贺喜越说声音越高,气势越强,气不打一处来,又不自觉的攥起了小拳头。
“什…什么?!”
先前那个红衣服的女人就是贾磊的妈妈,此时一听贺喜这般刺耳的说辞,脸色发青,杏目瞪起:“天哪,大家伙儿都来评评理,他这个有爹生没娘养的小兔崽子,他都把我儿子打进医院了,他还有理呢?我看根本是在胡说八道。”
“就是就是,程老师,你们到底是怎么教育孩子的?竟让他说出这种话来。”汪勇的妈妈也随之附和。
“对不起,对不起!”程老师和另外两个女教师不想再起争执,连连道歉,程老师也拉着贺喜往后退了一两步。
“我才没有说错呢!他们就是该打,就是活该!”贺喜却是不做一丝一毫的退让,宁死也不肯低头。
贾磊妈妈和汪勇妈妈闻言脸色又是一白,简直快要被气疯了,更加难听的话还没骂出口,季言超级不耐烦的声音就又传了过来:“你们他妈的真烦人!在这边浪费时间啰嗦个什么劲,我们直接去医院当面对质,不就得了!”
贺喜一听,随即就对季言改观了,小傅安也揉了揉眼睛,止不住了抽泣。
贾磊妈妈觉得荒唐,嘲弄的笑笑:“呵,事实就在明摆在眼前,这还有什么好说的!凭什么你说带这两个小兔崽子去医院就去啊?这要是他们又起歹念,伤着我们家的宝贝该如何是好?医生说了,让我们家宝贝好生休养,你们这些外人可不能去打扰。”

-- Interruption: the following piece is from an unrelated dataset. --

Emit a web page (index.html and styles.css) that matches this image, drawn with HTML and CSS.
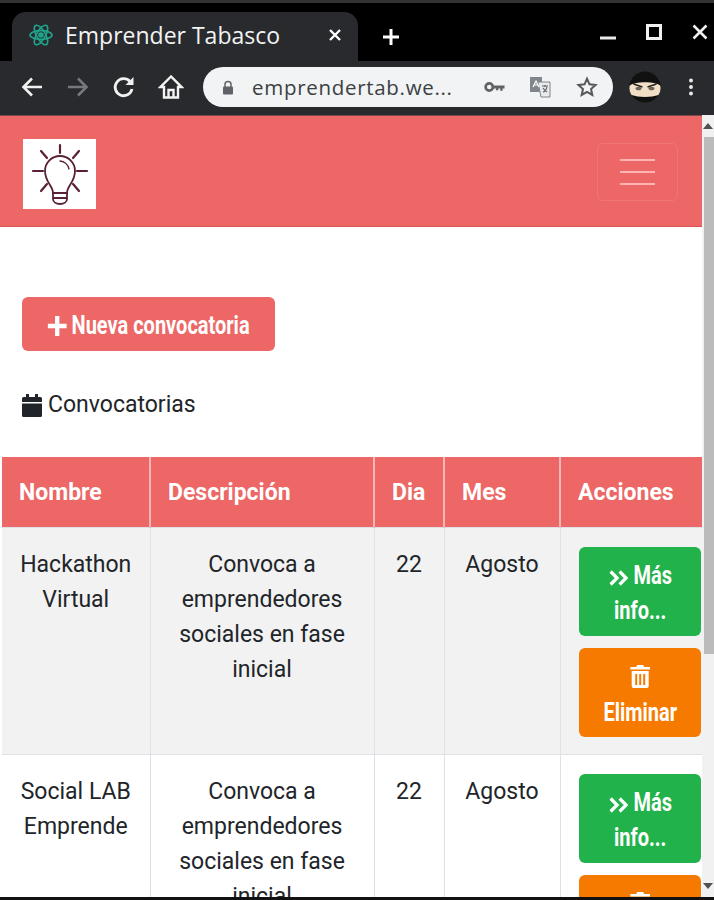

贾磊妈妈身着洋气的红大衣,双手环胸,踩着十厘米的高跟鞋晃到了季言的跟前,故作高傲道:“哼,要不是我家先生因为工作原因,不得已把家搬动了这里,顺便回这里供养上头的二老,我们又怎会来到这个西郊小县城里?店铺里全是些没档次的便宜货,交通也麻烦得要死,每次去城里坐车都要一两个小时!还得这么委屈我们家宝贝,我看得考虑转学问题了,这穷乡僻壤里的幼儿园,唉,教育果真不行。”
“……”
程老师她们几个女幼师虽没开口说些什么,但这种贬低的话入了耳,脸色明显不好。
季言不屑于和贾磊妈妈多费口舌,转头对程老师道:“程老师,在哪家医院?带我们过去。”
“哦,好的。”程老师一愣,继而又点点头。
“哎?我说你这人怎么回事?刚才我说的话你都没听见是吗?需要我再重复一遍吗?”贾磊妈妈蹙紧了双眉,拦在了季言面前。
季言一抬头对上她,眉间是铁青色的阴霾,眼底更是一片冷酷森然之色,看得贾磊妈妈心中一凛,再不敢反唇相讥了。